How Anthony Rizzo broke out of his postseason slump

LOS ANGELES — The Chicago Cubs’ chairs were all wet, with liquid still dropping from the ceiling Wednesday evening, when reporters walked into the visiting clubhouse.

“Oh, that’s from our celebration,’’ said Cubs outfielder Matt Szczur, one of their heroes without stepping to the plate, but simply by lending his bat.

Yes, finally, the Cubs’ historic drought is finally over.

Well, OK, not that one.

The Cubs, having gone 108 years without winning a World Series, and feeling as if it were nearly that long since they last scored a run, seized control of the National League Championship Series by burying the Los Angeles Dodgers, 10-2.

The NLCS  is tied at 2-apiece, but considering that Dodgers ace Clayton Kershaw can make only one more start - on Saturday in Game 6 at Wrigley Field - the Cubs can finally relax.

They should soon be going to the World Series to face the Cleveland Indians in a classic battle of championship droughts that have lasted a combined 176 years.

This series, barring a Cubs collapse, is over.

They have ace Jon Lester, the Cubs’ Game 1 winner, going Thursday against struggling Kenta Maeda. Then, it’s off to Chicago where Kershaw will pitch Game 6 for the Dodgers. And, if necessary, a Game 7 where reigning Cy Young winner Jake Arrieta will face Rich Hill.

The Cubs have everything perfectly lined up for their first pennant since 1945.

And they can thank Szczur, who’s not even on the playoff roster, to play a vital role in the Cubs’ biggest postseason onslaught since scoring 12 runs in Game 2 of the 2003 NLCS.

They had gone a franchise-record 21 consecutive playoff innings without scoring, sending 82 batters to the plate without a run.

Then, in a matter of nine pitches, almost like a shooting meteor in the sky, they had a four-run outburst in the fourth inning, a solo homer in the fifth, and then five more runs and a homer in the sixth.

No one needed the catharsis more than first baseman Anthony Rizzo and shortstop Addison Russell. They produced 53 homers and 204 RBI during the year, but in the postseason, were hitting just .057 (3-for-53).

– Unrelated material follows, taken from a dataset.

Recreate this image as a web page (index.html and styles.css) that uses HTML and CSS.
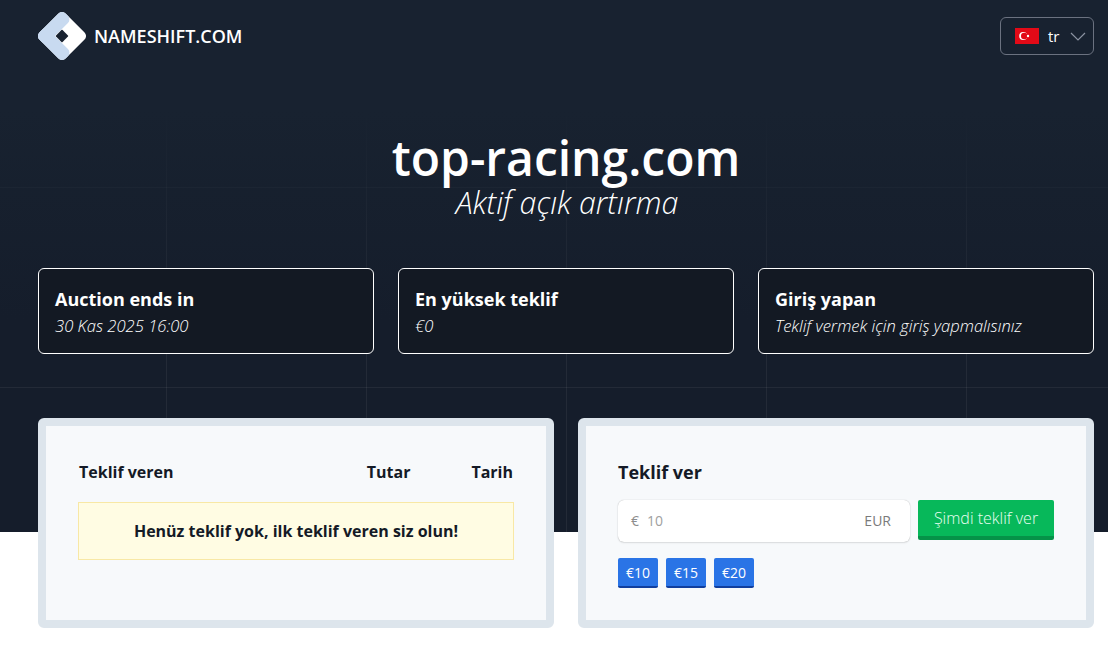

In one night, they doubled their hit total, going 6-for-10 with two homers and five RBI.

Take a bow, Mr. Szczur.

It was Szczur who lent Rizzo his bat in the ninth inning Tuesday night in Game 3, and he broke his slump with a meaningless broken-bat infield single. The bat even broke in pieces, shattering around the infield.

Rizzo struck out his first two at-bats again Wednesday, and now with a feeling of desperation, asked for Szczur’s new bat.

“After two strikeouts,’’ Szczur said, “the next time he went up, I saw him with my bat. I looked over to [teammate] Tommy Stella, and I said, “Watch, he’s going to hit a home run here.’’

Rizzo kept the bat the entire game, the KB17 Marucci model, and then hit a bases-loaded single in the sixth inning, and another single in the eighth inning.

We can guess which bat he’ll be using in Game 5, particularly considering this is no fluke, Szczur says, recalling the time he hit his 30th and 31st homers of the season with his bat. When he finally broke it, Sczur asked for him to autograph it, so he can keep it for a souvenir.

“Personally, I was upset,’’ Rizzo said of his playoff funk, "but what makes our team so great is everyone has each other’s back. I knew that the team was where we needed to be, and we responded in a big way today.

“Our confidence is up.’’

Russell was also given a confidence boost from his agent, Scott Boras, 24 hours earlier, who reminded him of his talent. He noticed a few bat habits, swinging at breaking pitches that weren’t strikes, and taking fastballs away.

“Those were the balls he normally crushes,’’ Boras said. “I reminded him of the time in high school that he hit three home runs, all fastballs away. That was his bread-and-butter.’’

Oh, and Russell’s home run off Dodgers rookie starter Julio Urias?

Yep, a 94-mph fastball on the outside part of the plate that he sent screaming into the night, over the right-center-field wall.

“The guy had 90-some RBI, 20-somme homers,’’ Cubs catcher Miguel Montero said, “that man can hit.

“They don’t sell those at Walgreens.’’

No, and you can’t buy World Series trophies there, either.

You’ve got to earn it, the old-fashioned way, and the Cubs now find themselves just two victories away from the World Series, with their big boys swinging hot bats once again.

“It should help their confidence,’’ Cubs manager Joe Maddon said, “there's no question about that. When you going through the moment they were, it's a confidence issue. It always is. I want to believe they're going to show up (Thursday) with a lot more confidence than they showed up with today.’’

Confidence can be a dangerous thing.

“This is just one game,’’ Rizzo said, “but this was definitely a big game for us.’’

One that changed the fate of the NLCS.